What you have to do: Emit the data below verbatim, stripping out any pictures.

— start of Source material —

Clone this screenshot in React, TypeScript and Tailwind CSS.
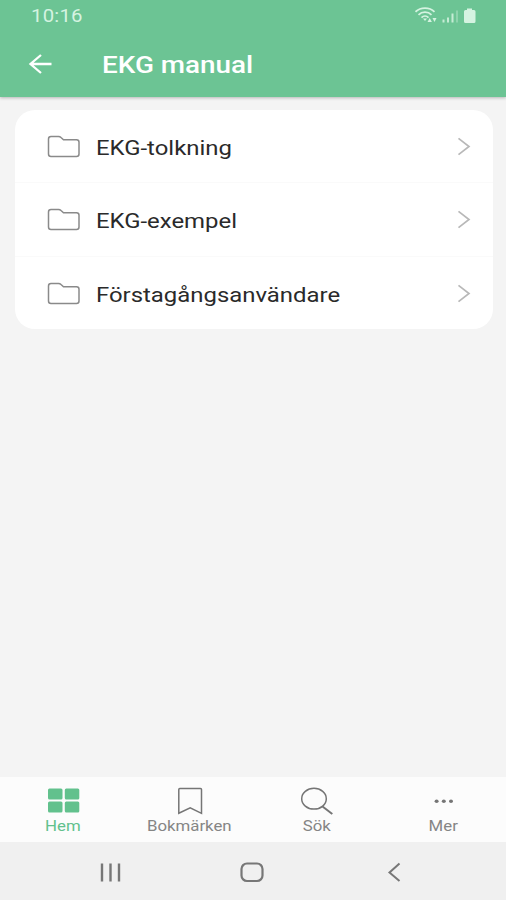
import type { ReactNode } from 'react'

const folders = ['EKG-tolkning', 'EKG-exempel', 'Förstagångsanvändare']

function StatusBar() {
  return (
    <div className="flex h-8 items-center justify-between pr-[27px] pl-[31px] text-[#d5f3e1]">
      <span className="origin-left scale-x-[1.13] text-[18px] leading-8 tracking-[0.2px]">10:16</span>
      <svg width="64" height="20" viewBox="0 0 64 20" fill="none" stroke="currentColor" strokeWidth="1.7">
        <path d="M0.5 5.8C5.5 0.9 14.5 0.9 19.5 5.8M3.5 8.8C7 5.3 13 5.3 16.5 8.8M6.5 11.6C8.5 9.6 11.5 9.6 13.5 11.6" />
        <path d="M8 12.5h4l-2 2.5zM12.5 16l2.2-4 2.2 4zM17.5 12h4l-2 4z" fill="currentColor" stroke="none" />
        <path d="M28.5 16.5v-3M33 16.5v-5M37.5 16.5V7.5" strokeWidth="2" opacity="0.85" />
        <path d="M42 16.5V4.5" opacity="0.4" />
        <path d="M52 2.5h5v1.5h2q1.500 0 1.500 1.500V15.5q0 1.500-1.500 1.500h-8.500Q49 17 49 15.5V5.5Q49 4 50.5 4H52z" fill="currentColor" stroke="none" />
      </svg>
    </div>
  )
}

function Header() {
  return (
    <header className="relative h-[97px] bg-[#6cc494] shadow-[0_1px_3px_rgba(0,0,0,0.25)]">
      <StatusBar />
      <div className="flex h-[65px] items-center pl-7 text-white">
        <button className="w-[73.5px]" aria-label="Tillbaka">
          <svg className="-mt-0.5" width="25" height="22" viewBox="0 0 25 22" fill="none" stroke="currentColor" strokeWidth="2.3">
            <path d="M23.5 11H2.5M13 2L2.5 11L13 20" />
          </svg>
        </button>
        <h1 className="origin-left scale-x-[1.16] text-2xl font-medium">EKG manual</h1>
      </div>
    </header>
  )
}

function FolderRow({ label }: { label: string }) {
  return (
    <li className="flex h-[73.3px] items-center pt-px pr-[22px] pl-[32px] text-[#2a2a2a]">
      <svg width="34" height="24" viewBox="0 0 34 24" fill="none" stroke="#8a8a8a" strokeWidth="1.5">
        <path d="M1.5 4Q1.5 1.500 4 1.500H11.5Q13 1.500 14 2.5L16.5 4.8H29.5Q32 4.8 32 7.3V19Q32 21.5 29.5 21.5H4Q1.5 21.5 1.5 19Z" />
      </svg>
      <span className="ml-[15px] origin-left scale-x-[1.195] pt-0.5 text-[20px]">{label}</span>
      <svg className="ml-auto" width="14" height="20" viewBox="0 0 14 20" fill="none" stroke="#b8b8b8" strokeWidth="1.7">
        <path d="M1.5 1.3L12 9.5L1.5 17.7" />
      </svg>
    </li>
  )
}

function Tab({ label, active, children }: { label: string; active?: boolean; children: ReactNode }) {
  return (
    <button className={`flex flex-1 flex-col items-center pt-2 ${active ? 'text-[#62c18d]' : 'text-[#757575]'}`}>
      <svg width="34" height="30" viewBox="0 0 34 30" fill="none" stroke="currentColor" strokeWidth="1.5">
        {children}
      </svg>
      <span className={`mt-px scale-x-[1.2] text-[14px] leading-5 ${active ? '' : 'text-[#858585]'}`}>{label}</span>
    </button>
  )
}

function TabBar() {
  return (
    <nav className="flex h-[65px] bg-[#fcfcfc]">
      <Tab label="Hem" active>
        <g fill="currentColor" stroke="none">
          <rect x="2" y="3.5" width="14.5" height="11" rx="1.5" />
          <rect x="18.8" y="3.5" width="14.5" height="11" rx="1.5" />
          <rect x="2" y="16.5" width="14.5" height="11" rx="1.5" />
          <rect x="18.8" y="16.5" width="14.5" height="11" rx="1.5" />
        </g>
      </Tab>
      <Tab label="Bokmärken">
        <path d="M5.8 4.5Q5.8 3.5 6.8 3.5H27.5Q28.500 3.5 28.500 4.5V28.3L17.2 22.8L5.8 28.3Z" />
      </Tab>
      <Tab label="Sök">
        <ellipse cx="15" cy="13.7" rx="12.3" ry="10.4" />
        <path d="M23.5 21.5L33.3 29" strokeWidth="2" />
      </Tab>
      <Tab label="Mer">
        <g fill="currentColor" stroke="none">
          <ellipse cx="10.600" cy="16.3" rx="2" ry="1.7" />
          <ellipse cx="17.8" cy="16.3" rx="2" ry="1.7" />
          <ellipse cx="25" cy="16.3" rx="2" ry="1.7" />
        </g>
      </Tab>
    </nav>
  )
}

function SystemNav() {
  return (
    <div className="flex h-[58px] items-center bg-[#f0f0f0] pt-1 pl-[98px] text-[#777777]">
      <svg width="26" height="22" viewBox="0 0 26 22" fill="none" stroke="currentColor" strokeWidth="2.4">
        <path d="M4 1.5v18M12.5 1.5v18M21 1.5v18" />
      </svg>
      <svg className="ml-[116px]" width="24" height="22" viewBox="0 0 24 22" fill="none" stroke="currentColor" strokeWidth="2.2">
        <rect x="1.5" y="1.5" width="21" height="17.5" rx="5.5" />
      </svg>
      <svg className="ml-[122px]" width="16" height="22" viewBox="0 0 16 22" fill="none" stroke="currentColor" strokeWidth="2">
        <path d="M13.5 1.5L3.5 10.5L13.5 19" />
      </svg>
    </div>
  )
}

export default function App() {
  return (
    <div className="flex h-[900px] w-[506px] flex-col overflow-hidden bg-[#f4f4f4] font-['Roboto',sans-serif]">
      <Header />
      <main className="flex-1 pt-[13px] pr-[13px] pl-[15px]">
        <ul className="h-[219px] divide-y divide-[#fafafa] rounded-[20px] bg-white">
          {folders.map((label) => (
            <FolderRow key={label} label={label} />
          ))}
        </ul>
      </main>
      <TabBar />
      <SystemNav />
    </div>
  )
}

— end of Source material —

Response to the exercise:
Clone this screenshot in React, TypeScript and Tailwind CSS.
import type { ReactNode } from 'react'

const folders = ['EKG-tolkning', 'EKG-exempel', 'Förstagångsanvändare']

function StatusBar() {
  return (
    <div className="flex h-8 items-center justify-between pr-[27px] pl-[31px] text-[#d5f3e1]">
      <span className="origin-left scale-x-[1.13] text-[18px] leading-8 tracking-[0.2px]">10:16</span>
      <svg width="64" height="20" viewBox="0 0 64 20" fill="none" stroke="currentColor" strokeWidth="1.7">
        <path d="M0.5 5.8C5.5 0.9 14.5 0.9 19.5 5.8M3.5 8.8C7 5.3 13 5.3 16.5 8.8M6.5 11.6C8.5 9.6 11.5 9.6 13.5 11.6" />
        <path d="M8 12.5h4l-2 2.5zM12.5 16l2.2-4 2.2 4zM17.5 12h4l-2 4z" fill="currentColor" stroke="none" />
        <path d="M28.5 16.5v-3M33 16.5v-5M37.5 16.5V7.5" strokeWidth="2" opacity="0.85" />
        <path d="M42 16.5V4.5" opacity="0.4" />
        <path d="M52 2.5h5v1.5h2q1.500 0 1.500 1.500V15.5q0 1.500-1.500 1.500h-8.500Q49 17 49 15.5V5.5Q49 4 50.5 4H52z" fill="currentColor" stroke="none" />
      </svg>
    </div>
  )
}

function Header() {
  return (
    <header className="relative h-[97px] bg-[#6cc494] shadow-[0_1px_3px_rgba(0,0,0,0.25)]">
      <StatusBar />
      <div className="flex h-[65px] items-center pl-7 text-white">
        <button className="w-[73.5px]" aria-label="Tillbaka">
          <svg className="-mt-0.5" width="25" height="22" viewBox="0 0 25 22" fill="none" stroke="currentColor" strokeWidth="2.3">
            <path d="M23.5 11H2.5M13 2L2.5 11L13 20" />
          </svg>
        </button>
        <h1 className="origin-left scale-x-[1.16] text-2xl font-medium">EKG manual</h1>
      </div>
    </header>
  )
}

function FolderRow({ label }: { label: string }) {
  return (
    <li className="flex h-[73.3px] items-center pt-px pr-[22px] pl-[32px] text-[#2a2a2a]">
      <svg width="34" height="24" viewBox="0 0 34 24" fill="none" stroke="#8a8a8a" strokeWidth="1.5">
        <path d="M1.5 4Q1.5 1.500 4 1.500H11.5Q13 1.500 14 2.5L16.5 4.8H29.5Q32 4.8 32 7.3V19Q32 21.5 29.5 21.5H4Q1.5 21.5 1.5 19Z" />
      </svg>
      <span className="ml-[15px] origin-left scale-x-[1.195] pt-0.5 text-[20px]">{label}</span>
      <svg className="ml-auto" width="14" height="20" viewBox="0 0 14 20" fill="none" stroke="#b8b8b8" strokeWidth="1.7">
        <path d="M1.5 1.3L12 9.5L1.5 17.7" />
      </svg>
    </li>
  )
}

function Tab({ label, active, children }: { label: string; active?: boolean; children: ReactNode }) {
  return (
    <button className={`flex flex-1 flex-col items-center pt-2 ${active ? 'text-[#62c18d]' : 'text-[#757575]'}`}>
      <svg width="34" height="30" viewBox="0 0 34 30" fill="none" stroke="currentColor" strokeWidth="1.5">
        {children}
      </svg>
      <span className={`mt-px scale-x-[1.2] text-[14px] leading-5 ${active ? '' : 'text-[#858585]'}`}>{label}</span>
    </button>
  )
}

function TabBar() {
  return (
    <nav className="flex h-[65px] bg-[#fcfcfc]">
      <Tab label="Hem" active>
        <g fill="currentColor" stroke="none">
          <rect x="2" y="3.5" width="14.5" height="11" rx="1.5" />
          <rect x="18.8" y="3.5" width="14.5" height="11" rx="1.5" />
          <rect x="2" y="16.5" width="14.5" height="11" rx="1.5" />
          <rect x="18.8" y="16.5" width="14.5" height="11" rx="1.5" />
        </g>
      </Tab>
      <Tab label="Bokmärken">
        <path d="M5.8 4.5Q5.8 3.5 6.8 3.5H27.5Q28.500 3.5 28.500 4.5V28.3L17.2 22.8L5.8 28.3Z" />
      </Tab>
      <Tab label="Sök">
        <ellipse cx="15" cy="13.7" rx="12.3" ry="10.4" />
        <path d="M23.5 21.5L33.3 29" strokeWidth="2" />
      </Tab>
      <Tab label="Mer">
        <g fill="currentColor" stroke="none">
          <ellipse cx="10.600" cy="16.3" rx="2" ry="1.7" />
          <ellipse cx="17.8" cy="16.3" rx="2" ry="1.7" />
          <ellipse cx="25" cy="16.3" rx="2" ry="1.7" />
        </g>
      </Tab>
    </nav>
  )
}

function SystemNav() {
  return (
    <div className="flex h-[58px] items-center bg-[#f0f0f0] pt-1 pl-[98px] text-[#777777]">
      <svg width="26" height="22" viewBox="0 0 26 22" fill="none" stroke="currentColor" strokeWidth="2.4">
        <path d="M4 1.5v18M12.5 1.5v18M21 1.5v18" />
      </svg>
      <svg className="ml-[116px]" width="24" height="22" viewBox="0 0 24 22" fill="none" stroke="currentColor" strokeWidth="2.2">
        <rect x="1.5" y="1.5" width="21" height="17.5" rx="5.5" />
      </svg>
      <svg className="ml-[122px]" width="16" height="22" viewBox="0 0 16 22" fill="none" stroke="currentColor" strokeWidth="2">
        <path d="M13.5 1.5L3.5 10.5L13.5 19" />
      </svg>
    </div>
  )
}

export default function App() {
  return (
    <div className="flex h-[900px] w-[506px] flex-col overflow-hidden bg-[#f4f4f4] font-['Roboto',sans-serif]">
      <Header />
      <main className="flex-1 pt-[13px] pr-[13px] pl-[15px]">
        <ul className="h-[219px] divide-y divide-[#fafafa] rounded-[20px] bg-white">
          {folders.map((label) => (
            <FolderRow key={label} label={label} />
          ))}
        </ul>
      </main>
      <TabBar />
      <SystemNav />
    </div>
  )
}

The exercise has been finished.